• Inventory/Warehouse
  • Workforce

4 Things to Expect When Hiring Millennial Warehouse Managers

Written by Elias Schoelmann
April 7, 2016

Millennial warehouse managers often prioritize data visibility.

Millennial warehouse managers often prioritize data visibility.

Many companies with open warehouse and supply chain positions try to attract millennial hires. When some organizations think of this generation, they picture younger employees shelving items or operating forklifts. Businesses have to recognize that millennials are not only more prevalent in the workforce than some assume, but may offer skills for leadership positions.

The Pew Research Center reported millennials are now more prevalent than Generation X and baby boomer employees. On average and across all industries, more than one-third of applicants for a given position are now millennials. This is a source of talent supply chains can’t ignore.

Millennial applicants for inventory management positions may present skills unique to their generation.

ALSO READ: Addressing Talent Acquisition in Supply Chain Management »

Here are four ways to capitalize on the workforce:

1. Avoid Stereotypes

Warehouse managers are in great demand. The Ajilon Professional Staffing company saw an 80% increase in the need for supply chain professionals between 2013 and 2015, according to Supply Chain Management Review. To find the right person who can pick up the slack, companies may need to expand their scope.

For example, more organizations hire women for managerial positions in industries that are often portrayed as male-dominated – including warehouse and distribution. Companies may have a picture in their head of what to expect from managers. Shattering expectations opens a company up to new ideas and pools of talent.

By thinking outside the box, companies can find managers that also prioritize new ideas. Many millennial managers in warehouse settings focus on data collection solutions. Whereas previous generations may have seen information systems as a maintenance issue, leaders who grew up in the information age often recognize the value of real-time data and rapid communication.

2. Look for Soft Skills

Taking charge of rapidly moving inventory as it flows through a distribution center calls for a number of skills. Outside of the typical supply chain logistics management data monitoring, schedule building, and resource allocation experience, companies want managers with soft skills – especially communication.

As supply chains expand into new territories and work with multiple suppliers and distributors, they need managers with experience utilizing real-time communication platforms. While information-backed interactions eliminate miscommunications and interpretation bias, leaders must be able to sit down with employees, company stakeholders, and business partners in person to recognize needs and check in with contentment. Millennials grew up with ever-evolving communication tools and many attended educational facilities that emphasized emotional health.

3. Redefine Experience

To many, young means inexperienced. The thought of placing millennials in charge of successful operations may seem problematic if companies hold a rigid definition of what education and employment are necessary for leadership positions.

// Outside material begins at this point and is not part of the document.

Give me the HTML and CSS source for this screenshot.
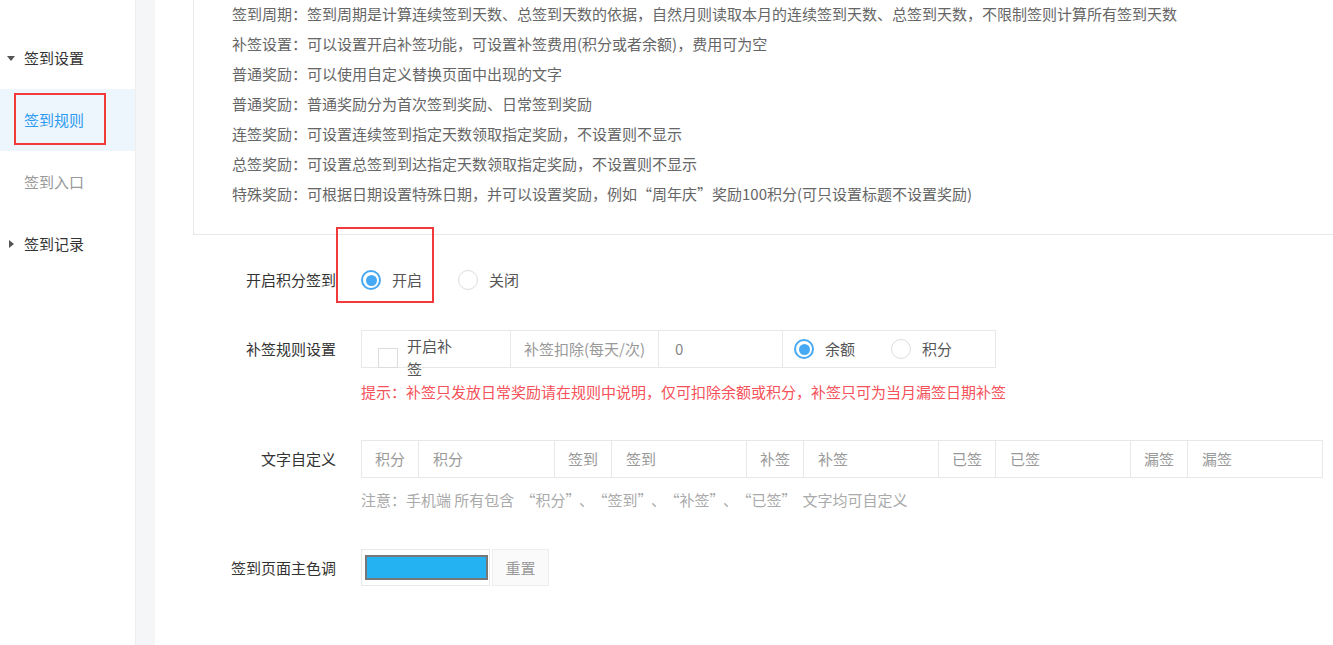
FILE: index.html
```html
<!DOCTYPE html>
<html lang="zh-CN">
<head>
    <meta charset="UTF-8">
    <meta name="viewport" content="width=device-width, initial-scale=1.0">
    <title>签到规则</title>
    <link rel="stylesheet" href="styles.css">
</head>
<body>
    <div class="layout">
        <!-- 左侧菜单 -->
        <aside class="sidebar">
            <div class="menu-title"><span class="caret caret-down"></span>签到设置</div>
            <div class="menu-item active">
                签到规则
                <span class="mark mark-menu"></span>
            </div>
            <div class="menu-item">签到入口</div>
            <div class="menu-title"><span class="caret caret-right"></span>签到记录</div>
        </aside>
        <div class="gutter"></div>

        <main class="content">
            <!-- 规则说明 -->
            <div class="rule-box">
                <div class="rule-line">签到周期：签到周期是计算连续签到天数、总签到天数的依据，自然月则读取本月的连续签到天数、总签到天数，不限制签则计算所有签到天数</div>
                <div class="rule-line">补签设置：可以设置开启补签功能，可设置补签费用(积分或者余额)，费用可为空</div>
                <div class="rule-line">普通奖励：可以使用自定义替换页面中出现的文字</div>
                <div class="rule-line">普通奖励：普通奖励分为首次签到奖励、日常签到奖励</div>
                <div class="rule-line">连签奖励：可设置连续签到指定天数领取指定奖励，不设置则不显示</div>
                <div class="rule-line">总签奖励：可设置总签到到达指定天数领取指定奖励，不设置则不显示</div>
                <div class="rule-line">特殊奖励：可根据日期设置特殊日期，并可以设置奖励，例如“周年庆”奖励100积分(可只设置标题不设置奖励)</div>
            </div>

            <!-- 表单 -->
            <form class="rule-form">
                <div class="form-item item-open">
                    <label class="form-label">开启积分签到</label>
                    <div class="form-control">
                        <label class="radio"><span class="radio-dot checked"></span><span class="radio-text">开启</span></label>
                        <label class="radio"><span class="radio-dot"></span><span class="radio-text">关闭</span></label>
                    </div>
                    <span class="mark mark-form"></span>
                </div>

                <div class="form-item item-repair">
                    <label class="form-label">补签规则设置</label>
                    <div class="form-control">
                        <div class="input-group">
                            <div class="cell cell-check">
                                <span class="checkbox"></span>
                                <span class="check-text">开启补签</span>
                            </div>
                            <div class="cell addon addon-wide">补签扣除(每天/次)</div>
                            <div class="cell cell-input cell-zero">0</div>
                            <div class="cell cell-radio">
                                <label class="radio"><span class="radio-dot checked"></span><span class="radio-text">余额</span></label>
                                <label class="radio"><span class="radio-dot"></span><span class="radio-text">积分</span></label>
                            </div>
                        </div>
                        <p class="tip tip-red">提示：补签只发放日常奖励请在规则中说明，仅可扣除余额或积分，补签只可为当月漏签日期补签</p>
                    </div>
                </div>

                <div class="form-item item-words">
                    <label class="form-label">文字自定义</label>
                    <div class="form-control">
                        <div class="input-group group-words">
                            <div class="cell addon">积分</div>
                            <div class="cell cell-input">积分</div>
                            <div class="cell addon">签到</div>
                            <div class="cell cell-input">签到</div>
                            <div class="cell addon">补签</div>
                            <div class="cell cell-input">补签</div>
                            <div class="cell addon">已签</div>
                            <div class="cell cell-input">已签</div>
                            <div class="cell addon">漏签</div>
                            <div class="cell cell-input">漏签</div>
                        </div>
                        <p class="tip tip-gray">注意：手机端 所有包含<span class="q-l">“</span>积分<span class="q-r">”</span>、<span class="q-l">“</span>签到<span class="q-r">”</span>、<span class="q-l">“</span>补签<span class="q-r">”</span>、<span class="q-l">“</span>已签<span class="q-r">”</span>文字均可自定义</p>
                    </div>
                </div>

                <div class="form-item item-color">
                    <label class="form-label">签到页面主色调</label>
                    <div class="form-control color-row">
                        <div class="color-picker"><span class="swatch"></span></div>
                        <button type="button" class="reset-btn">重置</button>
                    </div>
                </div>
            </form>
        </main>
    </div>
</body>
</html>
```

FILE: styles.css
```css
* {
    box-sizing: border-box;
}
body {
    margin: 0;
    padding: 0;
    font-family: "Noto Sans CJK SC", "Microsoft YaHei", sans-serif;
    font-size: 15px;
    color: #333;
    background: #fff;
    overflow: hidden;
}
.layout {
    display: flex;
    min-height: 645px;
}

/* 左侧菜单 */
.sidebar {
    width: 136px;
    flex-shrink: 0;
    padding-top: 27px;
    border-right: 1px solid #eee;
    background: #fff;
}
.menu-title,
.menu-item {
    position: relative;
    height: 62px;
    line-height: 62px;
    padding-left: 24px;
}
.menu-title {
    color: #333;
}
.menu-item {
    color: #999;
}
.menu-item.active {
    background: #edf5fd;
    color: #2d9bf0;
}
.caret {
    position: absolute;
    width: 0;
    height: 0;
}
.caret-down {
    left: 7px;
    top: 29px;
    border-left: 4.5px solid transparent;
    border-right: 4.5px solid transparent;
    border-top: 5px solid #555;
}
.caret-right {
    left: 9px;
    top: 27px;
    border-top: 4.5px solid transparent;
    border-bottom: 4.5px solid transparent;
    border-left: 5px solid #555;
}
.gutter {
    width: 19px;
    flex-shrink: 0;
    background: #f5f6f8;
}

/* 红色标注框 */
.mark {
    position: absolute;
    border: 2px solid #f33a3a;
    pointer-events: none;
}
.mark-menu {
    left: 14px;
    top: 4px;
    width: 92px;
    height: 52px;
}
.mark-form {
    left: 181px;
    top: -34px;
    width: 98px;
    height: 76px;
}

/* 内容 */
.content {
    flex: 1;
    min-width: 0;
}
.rule-box {
    margin: -32px 0 0 38px;
    padding: 30px 0 25px 38px;
    border: 1px solid #e8e8e8;
    border-right: none;
    color: #666;
}
.rule-line {
    line-height: 30px;
    white-space: nowrap;
}

.form-item {
    position: relative;
    display: flex;
    align-items: flex-start;
}
.form-label {
    width: 181px;
    flex-shrink: 0;
    text-align: right;
    line-height: 38px;
    color: #333;
    margin-right: 25px;
}
.form-control {
    display: flex;
    flex-direction: column;
    align-items: flex-start;
}
.item-open {
    margin-top: 26px;
}
.item-open .form-control {
    flex-direction: row;
    height: 38px;
    align-items: center;
}
.item-repair {
    margin-top: 31px;
}
.item-words {
    margin-top: 37px;
}
.item-color {
    margin-top: 38px;
}

/* 单选 */
.radio {
    display: inline-flex;
    align-items: center;
    margin-right: 36px;
    color: #555;
}
.radio-dot {
    position: relative;
    width: 20px;
    height: 20px;
    border-radius: 50%;
    border: 1px solid #ddd;
    background: #fff;
    margin-right: 11px;
}
.radio-dot.checked {
    border: 2px solid #47a9f3;
}
.radio-dot.checked::after {
    content: "";
    position: absolute;
    left: 2.5px;
    top: 2.5px;
    width: 11px;
    height: 11px;
    border-radius: 50%;
    background: #47a9f3;
}
.radio-text {
    line-height: 20px;
}

/* 输入组 */
.input-group {
    display: flex;
    height: 38px;
    border: 1px solid #e8e8e8;
}
.cell {
    height: 36px;
    line-height: 36px;
    border-left: 1px solid #e8e8e8;
    color: #999;
    white-space: nowrap;
    flex-shrink: 0;
}
.cell:first-child {
    border-left: none;
}
.cell-check {
    width: 148px;
    display: flex;
    align-items: flex-start;
    padding-left: 16px;
}
.checkbox {
    width: 20px;
    height: 20px;
    margin-top: 17px;
    border: 1px solid #ddd;
    background: #fff;
    flex-shrink: 0;
}
.check-text {
    width: 48px;
    margin: 3px 0 0 9px;
    line-height: 23px;
    white-space: normal;
    color: #555;
}
.addon {
    width: 57px;
    text-align: center;
}
.addon:first-child {
    width: 56px;
}
.addon-wide {
    width: 148px;
    text-align: left;
    padding-left: 13px;
}
.cell-input {
    width: 135px;
    padding-left: 14px;
}
.group-words .cell-input:nth-child(2) {
    width: 136px;
}
.cell-zero {
    width: 124px;
    padding-left: 16px;
    color: #888;
}
.cell-radio {
    width: 213px;
    display: flex;
    align-items: center;
    padding-left: 11px;
}

.tip {
    margin: 0;
    line-height: 22px;
    white-space: nowrap;
}
.tip-red {
    margin-top: 13px;
    color: #f5515a;
}
.tip-gray {
    margin-top: 11px;
    color: #aaa;
}
/* 全角引号的留白 */
.q-l {
    margin-left: 6px;
}
.q-r {
    margin-right: 6px;
}

/* 主色调 */
.color-row {
    flex-direction: row;
}
.color-picker {
    width: 129px;
    height: 37px;
    border: 1px solid #e8e8e8;
    padding: 5px 1px 4px 3px;
}
.swatch {
    display: block;
    width: 123px;
    height: 25px;
    border: 2px solid #777;
    background: #24b2f3;
}
.reset-btn {
    width: 57px;
    height: 37px;
    margin-left: 2px;
    border: 1px solid #eee;
    background: #fafafa;
    color: #999;
    font-family: inherit;
    font-size: 15px;
    padding: 0;
}
```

The truth is millennials are more likely to be highly educated, according to the White House. Even though a potential manager might be younger, modern educational institutions sometimes offer classes or programs designed to prepare students for the modern supply chain.

The next workforce generation might have more practical experience than organization leaders assume. Material Handling & Logistics News shared results from a recent Mindflash survey that found over half of millennials have experience managing other workers or are currently in a management position.

4. Prioritize Technology

Millennial managers may find new ways of using existing supply chain technology. They can also help organizations locate innovative solutions for reaching modern consumers, especially during times of expansion. Business 2 Community said more companies will include e-commerce channels in their supply chain in 2016. As businesses move online, they need managers experienced with social media channels and other platforms critical for effective communication and marketing.

Companies can also use modern communication channels to appeal to potential millennial managers. Professional sites like LinkedIn can connect warehouses to talented supply chain applicants. Utilizing data from daily procedures allows companies to demonstrate an accurate picture of each position on Internet job boards so the right job seeker will apply.